Fiscal Federalism and Sub-national Budgeting
Mexico’s National Institute of Public Finance (INDETEC) in partnership with the Permanent Commission of Fiscal Authorities (Federal Finance Department) and the Latin American Institute for Economic and Social Planning – Economic Commission for Latin America and the Caribbean (ILPES-CEPAL) held a workshop on fiscal and budgeting coordination on June 24-27, 2012. Held in Campeche, capital city of the State of Campeche, the objective of the workshop was to identify and examine common challenges in coordinating fiscal and budgetary processes between national and subnational governments.
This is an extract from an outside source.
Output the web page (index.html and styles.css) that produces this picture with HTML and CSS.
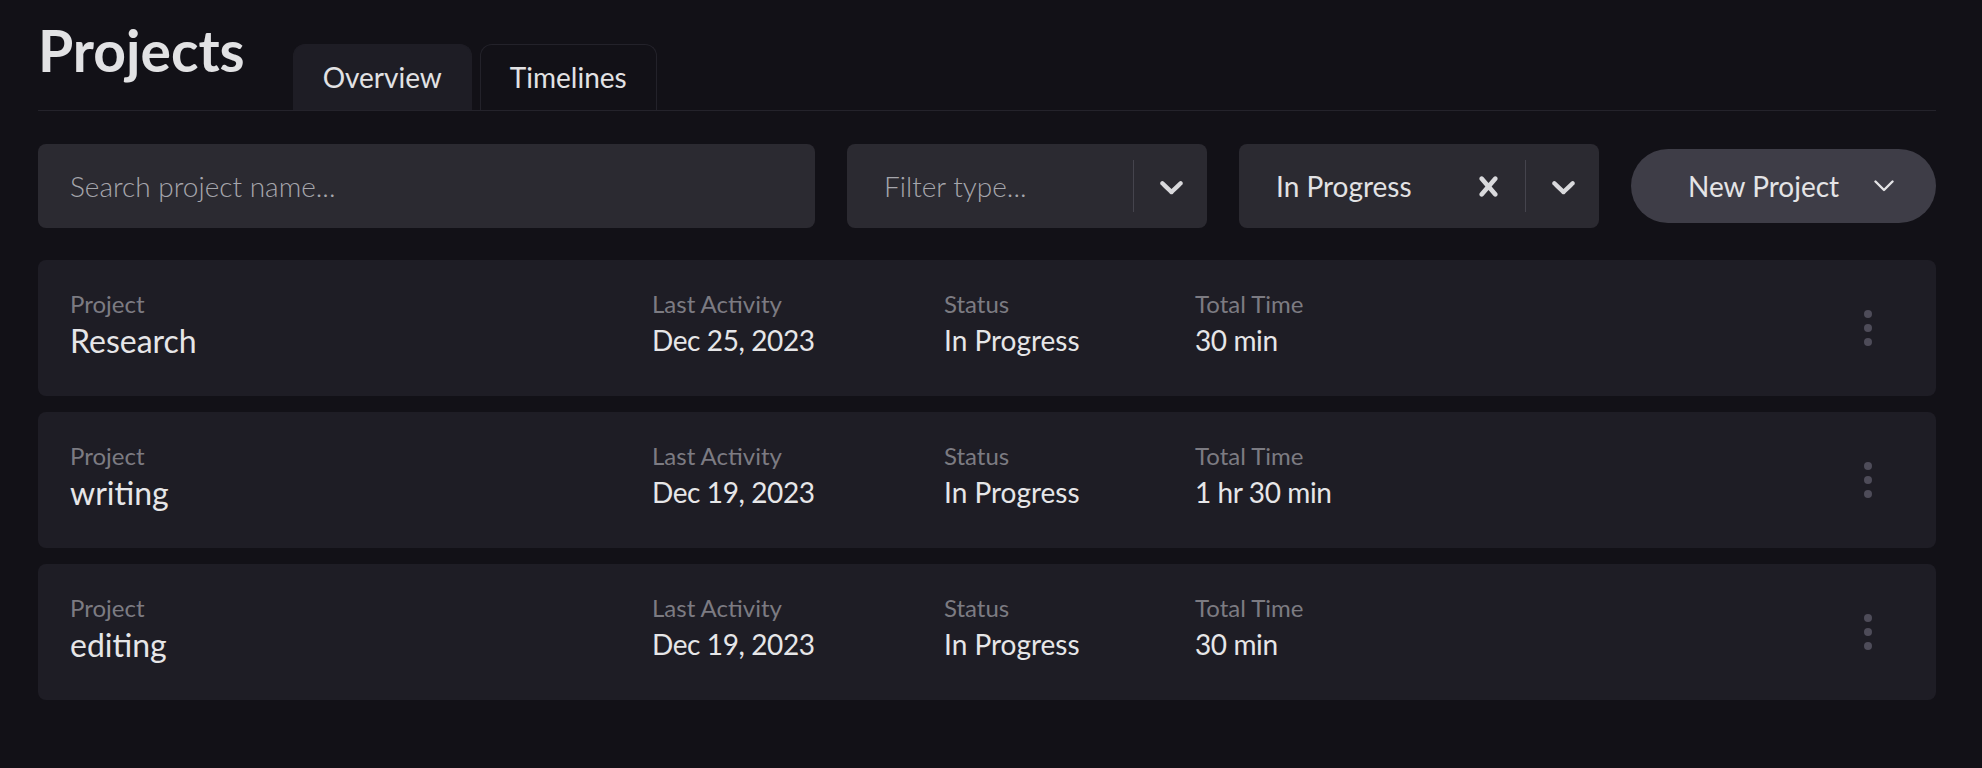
FILE: index.html
```html
<!DOCTYPE html>
<html lang="en">
<head>
<meta charset="utf-8">
<title>Projects</title>
<link rel="stylesheet" href="styles.css">
</head>
<body>
<div class="page">
  <header class="header">
    <h1 class="title">Projects</h1>
    <nav class="tabs">
      <div class="tab tab-active">Overview</div>
      <div class="tab">Timelines</div>
    </nav>
  </header>

  <div class="toolbar">
    <div class="search">Search project name...</div>
    <div class="select">
      <div class="select-value placeholder">Filter type...</div>
      <span class="sep"></span>
      <svg class="ind chev" viewBox="0 0 20 20"><path d="M4.516 7.548c0.436-0.446 1.043-0.481 1.576 0l3.908 3.747 3.908-3.747c0.533-0.481 1.141-0.446 1.574 0 0.436 0.445 0.408 1.197 0 1.615-0.406 0.418-4.695 4.502-4.695 4.502-0.217 0.223-0.502 0.335-0.787 0.335s-0.57-0.112-0.789-0.335c0 0-4.287-4.084-4.695-4.502s-0.436-1.170 0-1.615z"/></svg>
    </div>
    <div class="select">
      <div class="select-value">In Progress</div>
      <svg class="ind cross" viewBox="0 0 20 20"><path d="M14.348 14.849c-0.469 0.469-1.229 0.469-1.697 0l-2.651-3.030-2.651 3.029c-0.469 0.469-1.229 0.469-1.697 0-0.469-0.469-0.469-1.229 0-1.697l2.758-3.15-2.759-3.152c-0.469-0.469-0.469-1.228 0-1.697s1.228-0.469 1.697 0l2.652 3.031 2.651-3.031c0.469-0.469 1.228-0.469 1.697 0s0.469 1.229 0 1.697l-2.758 3.152 2.758 3.15c0.469 0.469 0.469 1.229 0 1.698z"/></svg>
      <span class="sep"></span>
      <svg class="ind chev" viewBox="0 0 20 20"><path d="M4.516 7.548c0.436-0.446 1.043-0.481 1.576 0l3.908 3.747 3.908-3.747c0.533-0.481 1.141-0.446 1.574 0 0.436 0.445 0.408 1.197 0 1.615-0.406 0.418-4.695 4.502-4.695 4.502-0.217 0.223-0.502 0.335-0.787 0.335s-0.57-0.112-0.789-0.335c0 0-4.287-4.084-4.695-4.502s-0.436-1.170 0-1.615z"/></svg>
    </div>
    <button class="btn">
      <span>New Project</span>
      <svg class="btn-chev" viewBox="0 0 20 12"><polyline points="1.5,1.5 10,10 18.5,1.5"/></svg>
    </button>
  </div>

  <div class="rows">
    <div class="row">
      <div class="cell"><div class="label">Project</div><div class="value big">Research</div></div>
      <div class="cell"><div class="label">Last Activity</div><div class="value num">Dec 25, 2023</div></div>
      <div class="cell"><div class="label">Status</div><div class="value">In Progress</div></div>
      <div class="cell"><div class="label">Total Time</div><div class="value num">30 min</div></div>
      <svg class="dots" viewBox="0 0 8 36"><circle cx="4" cy="4" r="4"/><circle cx="4" cy="18" r="4"/><circle cx="4" cy="32" r="4"/></svg>
    </div>
    <div class="row">
      <div class="cell"><div class="label">Project</div><div class="value big">writing</div></div>
      <div class="cell"><div class="label">Last Activity</div><div class="value num">Dec 19, 2023</div></div>
      <div class="cell"><div class="label">Status</div><div class="value">In Progress</div></div>
      <div class="cell"><div class="label">Total Time</div><div class="value num">1 hr 30 min</div></div>
      <svg class="dots" viewBox="0 0 8 36"><circle cx="4" cy="4" r="4"/><circle cx="4" cy="18" r="4"/><circle cx="4" cy="32" r="4"/></svg>
    </div>
    <div class="row">
      <div class="cell"><div class="label">Project</div><div class="value big">editing</div></div>
      <div class="cell"><div class="label">Last Activity</div><div class="value num">Dec 19, 2023</div></div>
      <div class="cell"><div class="label">Status</div><div class="value">In Progress</div></div>
      <div class="cell"><div class="label">Total Time</div><div class="value num">30 min</div></div>
      <svg class="dots" viewBox="0 0 8 36"><circle cx="4" cy="4" r="4"/><circle cx="4" cy="18" r="4"/><circle cx="4" cy="32" r="4"/></svg>
    </div>
  </div>
</div>
</body>
</html>
```

FILE: styles.css
```css
* { box-sizing: border-box; }

body {
  margin: 0;
  background: #121117;
  color: #e4e4e6;
  font-family: Lato, "Noto Sans", sans-serif;
}

.page {
  padding: 0 46px 0 38px;
}

.header {
  display: flex;
  align-items: flex-end;
  height: 111px;
  border-bottom: 1px solid #24232b;
}

.title {
  align-self: flex-start;
  margin: 17px 48px 0 0;
  font-size: 57px;
  font-weight: 700;
  line-height: 67px;
  color: #e2e2e4;
}

.tabs {
  display: flex;
  gap: 8px;
}

.tab {
  height: 66px;
  padding: 0 29px 2px;
  display: flex;
  align-items: center;
  font-size: 28px;
  color: #e2e2e4;
  border: 1px solid #23222a;
  border-bottom: none;
  border-radius: 12px 12px 0 0;
}

.tab-active {
  background: #1e1d25;
  border-color: #1e1d25;
}

.toolbar {
  display: flex;
  align-items: center;
  gap: 32px;
  margin-top: 33px;
  height: 84px;
}

.search {
  flex: 1;
  height: 84px;
  background: #2b2a31;
  border-radius: 8px;
  padding-left: 32px;
  display: flex;
  align-items: center;
  font-size: 28px;
  font-weight: 300;
  color: #a6a6ac;
}

.select {
  width: 360px;
  height: 84px;
  background: #2b2a31;
  border-radius: 8px;
  padding: 0 16px 0 37px;
  display: flex;
  align-items: center;
  font-size: 28px;
  color: #e2e2e4;
}

.select-value {
  flex: 1;
}

.placeholder {
  font-weight: 300;
  color: #a6a6ac;
}

.sep {
  width: 1px;
  height: 52px;
  background: #45444d;
}

.ind {
  width: 39px;
  height: 39px;
  fill: #d9d9dc;
}

.chev {
  margin-left: 18px;
}

.cross {
  margin-right: 17px;
}

.btn {
  width: 305px;
  height: 74px;
  border: none;
  border-radius: 37px;
  background: #3e3d47;
  padding: 0 0 0 57px;
  display: flex;
  align-items: center;
  gap: 35px;
  font-family: Lato, "Noto Sans", sans-serif;
  font-size: 28px;
  color: #e4e4e6;
}

.btn-chev {
  width: 20px;
  height: 12px;
  fill: none;
  stroke: #e4e4e6;
  stroke-width: 2.4;
  stroke-linecap: round;
  stroke-linejoin: round;
}

.rows {
  margin-top: 32px;
  display: flex;
  flex-direction: column;
  gap: 16px;
}

.row {
  height: 136px;
  background: #1e1d25;
  border-radius: 8px;
  padding: 29px 0 0 32px;
  display: grid;
  grid-template-columns: 582px 292px 251px 1fr auto;
  align-items: start;
}

.label {
  font-size: 24px;
  line-height: 29px;
  color: #7c7b82;
}

.value {
  margin-top: 5px;
  font-size: 28px;
  line-height: 34px;
  color: #e6e6e8;
}

.value.num {
  letter-spacing: -0.4px;
}

.value.big {
  font-size: 32px;
  line-height: 38px;
  margin-top: 4px;
}

.dots {
  width: 8px;
  height: 36px;
  fill: #4e4c59;
  align-self: center;
  margin: -29px 64px 0 0;
}
```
International experts and public officials from Argentina, Brazil, Canada, Chile, Peru and the United States joined Mexican practitioners to discuss three themes: Economy and Public Finance, Public Budget and Evaluation, and Intergovernmental Coordination. The Forum of Federations was invited to make a presentation covering our work in Mexico, as well as more general thematic work on fiscal federalism, and also supported the organizers to secure the participation of Ronald Neumann, a Canadian expert practitioner on fiscal federalism with extensive comparative international experience.
The workshop discussions highlighted the key role that subnational governments play in creating conditions for growth and development of the regions, and the importance of coordinating subnational and national fiscal and budgetary policy, particularly in times of booms and financial crises or adverse situations.
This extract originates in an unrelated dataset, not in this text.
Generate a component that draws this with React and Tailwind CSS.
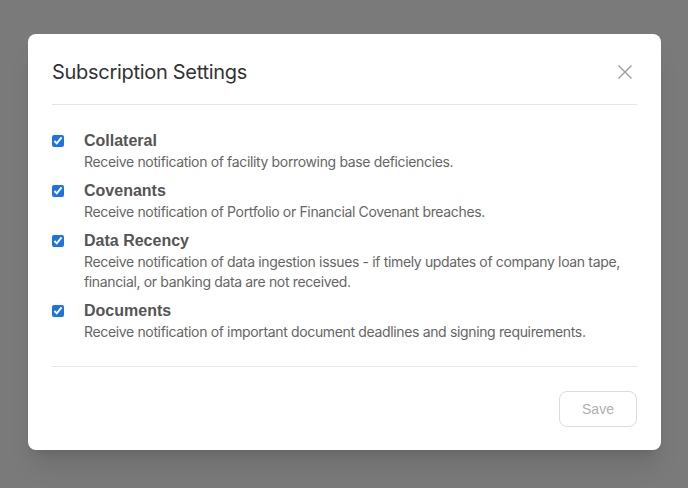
import { useState } from 'react';

const items = [
    {
        id: 'collateral',
        title: 'Collateral',
        desc: 'Receive notification of facility borrowing base deficiencies.',
    },
    {
        id: 'covenants',
        title: 'Covenants',
        desc: 'Receive notification of Portfolio or Financial Covenant breaches.',
    },
    {
        id: 'recency',
        title: 'Data Recency',
        desc: 'Receive notification of data ingestion issues - if timely updates of company loan tape, financial, or banking data are not received.',
    },
    {
        id: 'documents',
        title: 'Documents',
        desc: 'Receive notification of important document deadlines and signing requirements.',
    },
];

const App = () => {
    const [checked, setChecked] = useState({
        collateral: true,
        covenants: true,
        recency: true,
        documents: true,
    });

    const toggle = (id) => setChecked(prev => ({ ...prev, [id]: !prev[id] }));

    return (
        <div className="min-h-screen w-full bg-[#7a7a7a] pt-[34px] pl-[28px] font-['Inter',sans-serif]">
            <div className="w-[633px] h-[416px] bg-white rounded-lg shadow-xl flex flex-col px-6">
                {/* header */}
                <div className="flex items-center justify-between pt-6 pb-[18px] border-b border-[#e6e6e6]">
                    <h2 className="text-[20px] leading-7 text-[#333] tracking-[-0.3px]">
                        Subscription Settings
                    </h2>
                    <button className="text-[#999] mr-[4px]">
                        <svg width="16" height="16" viewBox="0 0 16 16" fill="none" stroke="currentColor" strokeWidth="1.3">
                            <path d="M1.5 1.5L14.5 14.5M14.5 1.5L1.5 14.5" />
                        </svg>
                    </button>
                </div>

                {/* options */}
                <div className="flex flex-col gap-2 pt-[25px] pb-6 border-b border-[#e6e6e6]">
                    {items.map(item => (
                        <label key={item.id} className="flex items-start gap-5 cursor-pointer">
                            <input
                                type="checkbox"
                                checked={checked[item.id]}
                                onChange={() => toggle(item.id)}
                                className="mt-[5px] w-3 h-3 accent-[#1a73e8] shrink-0"
                            />
                            <div className="flex flex-col">
                                <span className="text-[16px] leading-[22px] font-bold text-[#555] font-['Liberation_Sans',sans-serif]">
                                    {item.title}
                                </span>
                                <span className="text-[14px] leading-5 text-[#666] tracking-[-0.35px]">
                                    {item.desc}
                                </span>
                            </div>
                        </label>
                    ))}
                </div>

                {/* footer */}
                <div className="flex justify-end pt-6">
                    <button
                        disabled
                        className="w-[78px] h-9 rounded-lg border border-[#dcdcdc] text-[14px] text-[#b0b0b0] font-['Liberation_Sans',sans-serif]"
                    >
                        Save
                    </button>
                </div>
            </div>
        </div>
    );
};

export default App;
The last decade has seen greater transparency in public administration in both national governments and subnational governments, often prompted by federal fiscal responsibility legislation, which is then replicated by sub-national legislatures. In some countries, however, there still remain challenges to fiscal responsibility at the sub-national level, and there is much work to be done to reach consensus among orders of governments in order to remain on the path of fiscal discipline. Another related theme was the policy of subnational government borrowing, which has very different characteristics. For example, Mexico, where states are sovereign in their debt policies, differs from Argentina, where the borrowing needs of the provinces are negotiated and approved by the federal Finance Ministry.
The workshop also focused on the need to adopt performance budgeting, to accompany the results-based management model that is widely used. Many experts and practitioners noted that a limited use of tools and technology by some sub-national governments can make it difficult to produce indicators to evaluate public programs and value for money. Also challenging to decision making and coordination is the lack of harmonized accounting systems within a country.
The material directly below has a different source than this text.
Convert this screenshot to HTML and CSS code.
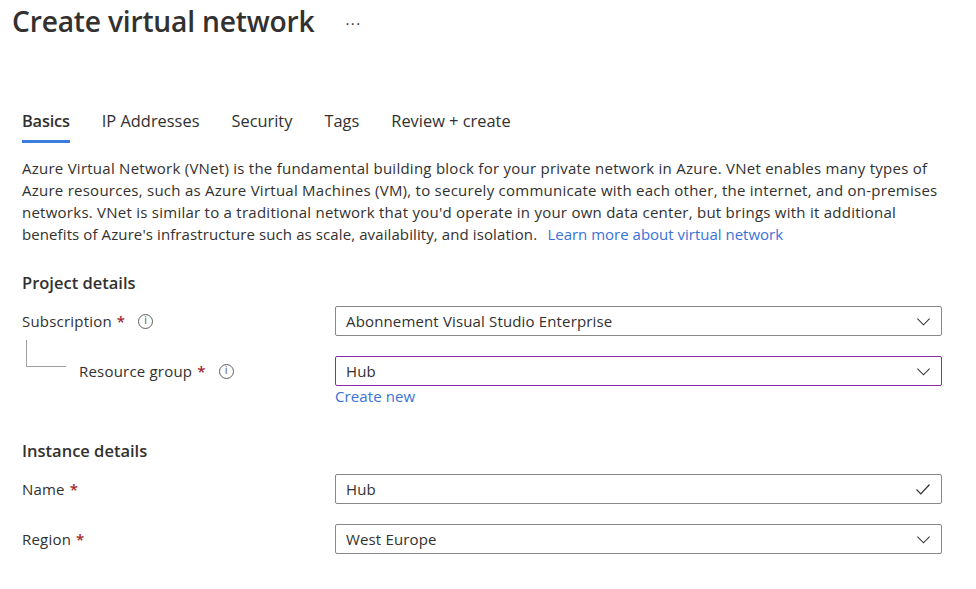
FILE: index.html
```html
<!DOCTYPE html>
<html lang="en">
<head>
<meta charset="utf-8">
<title>Create virtual network</title>
<link rel="stylesheet" href="styles.css">
</head>
<body>
<header class="page-header">
  <h1 class="title">Create virtual network</h1>
  <span class="more">···</span>
</header>
<main class="content">
  <nav class="tabs">
    <span class="tab active">Basics</span>
    <span class="tab">IP Addresses</span>
    <span class="tab">Security</span>
    <span class="tab">Tags</span>
    <span class="tab">Review + create</span>
  </nav>
  <p class="intro">Azure Virtual Network (VNet) is the fundamental building block for your private network in Azure. VNet enables many types of<br>Azure resources, such as Azure Virtual Machines (VM), to securely communicate with each other, the internet, and on-premises<br>networks. VNet is similar to a traditional network that you'd operate in your own data center, but brings with it additional<br><span class="tight">benefits of Azure's infrastructure such as scale, availability, and isolation.</span> <a class="link" href="#">Learn more about virtual network</a></p>

  <h2 class="section">Project details</h2>
  <div class="row">
    <div class="label">Subscription <span class="req">*</span><span class="info">i</span></div>
    <div class="field">
      <div class="select">Abonnement Visual Studio Enterprise<svg class="chev" viewBox="0 0 16 16"><path d="M1.5 5 L8 11.5 L14.5 5" fill="none" stroke="#323130" stroke-width="1.1"/></svg></div>
    </div>
  </div>
  <div class="row row-next">
    <div class="label label-child"><span class="tree"></span>Resource group <span class="req">*</span><span class="info">i</span></div>
    <div class="field">
      <div class="select select-focus">Hub<svg class="chev" viewBox="0 0 16 16"><path d="M1.5 5 L8 11.5 L14.5 5" fill="none" stroke="#323130" stroke-width="1.1"/></svg></div>
      <a class="link create" href="#">Create new</a>
    </div>
  </div>

  <h2 class="section section-2">Instance details</h2>
  <div class="row">
    <div class="label">Name <span class="req">*</span></div>
    <div class="field">
      <div class="select">Hub<svg class="check" viewBox="0 0 16 16"><path d="M1.5 8.5 L5.8 12.8 L14.5 3.5" fill="none" stroke="#323130" stroke-width="1.2"/></svg></div>
    </div>
  </div>
  <div class="row row-next">
    <div class="label">Region <span class="req">*</span></div>
    <div class="field">
      <div class="select">West Europe<svg class="chev" viewBox="0 0 16 16"><path d="M1.5 5 L8 11.5 L14.5 5" fill="none" stroke="#323130" stroke-width="1.1"/></svg></div>
    </div>
  </div>
</main>
</body>
</html>
```
FILE: styles.css
```css
* { box-sizing: border-box; }
html, body {
  margin: 0;
  background: #ffffff;
  color: #323130;
  font-family: "Open Sans", "Noto Sans", sans-serif;
}
.page-header {
  display: flex;
  align-items: center;
  padding: 0 0 0 12px;
  height: 42px;
}
.title {
  margin: 0;
  font-size: 28.2px;
  font-weight: 600;
  color: #323130;
  letter-spacing: -0.2px;
}
.more {
  margin-left: 31px;
  margin-top: 3px;
  font-size: 15px;
  color: #323130;
  letter-spacing: 1.5px;
}
.content {
  padding: 0 0 0 22px;
}
.tabs {
  display: flex;
  gap: 32px;
  margin-top: 68px;
  font-size: 16.4px;
}
.tab {
  padding-bottom: 8px;
  border-bottom: 3px solid transparent;
  line-height: 22px;
}
.tab.active {
  font-weight: 600;
  letter-spacing: -0.2px;
  border-bottom-color: #3b7ddd;
}
.intro {
  margin: 14px 0 0 0;
  font-size: 15px;
  letter-spacing: 0.25px;
  line-height: 22px;
  width: 950px;
}
.tight { letter-spacing: 0.1px; }
.link {
  color: #3a72d8;
  text-decoration: none;
  margin-left: 6px;
  letter-spacing: 0;
}
.section {
  margin: 27px 0 0 0;
  font-size: 16.5px;
  font-weight: 600;
  line-height: 22px;
}
.section-2 { margin-top: 34px; }
.row {
  display: flex;
  align-items: flex-start;
  margin-top: 12px;
}
.row-next { margin-top: 20px; }
.label {
  width: 313px;
  font-size: 15px;
  letter-spacing: 0.2px;
  line-height: 30px;
  display: flex;
  align-items: center;
  position: relative;
}
.label-child { padding-left: 57px; }
.tree {
  position: absolute;
  left: 4px;
  top: -16px;
  width: 40px;
  height: 27px;
  border-left: 1px solid #a19f9d;
  border-bottom: 1px solid #a19f9d;
}
.req {
  color: #a4262c;
  margin-left: 5px;
  font-weight: 600;
}
.info {
  display: inline-flex;
  align-items: center;
  justify-content: center;
  width: 15px;
  height: 15px;
  border: 1px solid #605e5c;
  border-radius: 50%;
  font-size: 10px;
  line-height: 1;
  margin-left: 13px;
  color: #605e5c;
  letter-spacing: 0;
  font-family: "DejaVu Sans", sans-serif;
}
.field {
  width: 607px;
  display: flex;
  flex-direction: column;
}
.select {
  height: 30px;
  border: 1px solid #8a8886;
  border-radius: 2px;
  display: flex;
  align-items: center;
  justify-content: space-between;
  padding: 0 10px 0 10px;
  font-size: 15px;
  letter-spacing: 0.15px;
}
.select-focus { border-color: #8a2aa8; }
.chev { width: 15px; height: 15px; }
.check { width: 16px; height: 16px; }
.create {
  margin: 0;
  font-size: 15px;
  letter-spacing: 0.1px;
  line-height: 20px;
}
```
Finally, participants discussed the governance challenges created by the natural resources boom, particularly what is done with state revenues from the resource exploitation. In cases where resource revenues flow to the federal government, it will be important to ensure that there is some transfer mechanism of resource surpluses in order to maintain fiscal balance. For example, Mexico’s Petroleum Reserve Stability Fund is designed to divide unforeseen surpluses between the federal and sub-national governments, and has proven to be an important revenue stream for sub-national governments, particularly municipalities.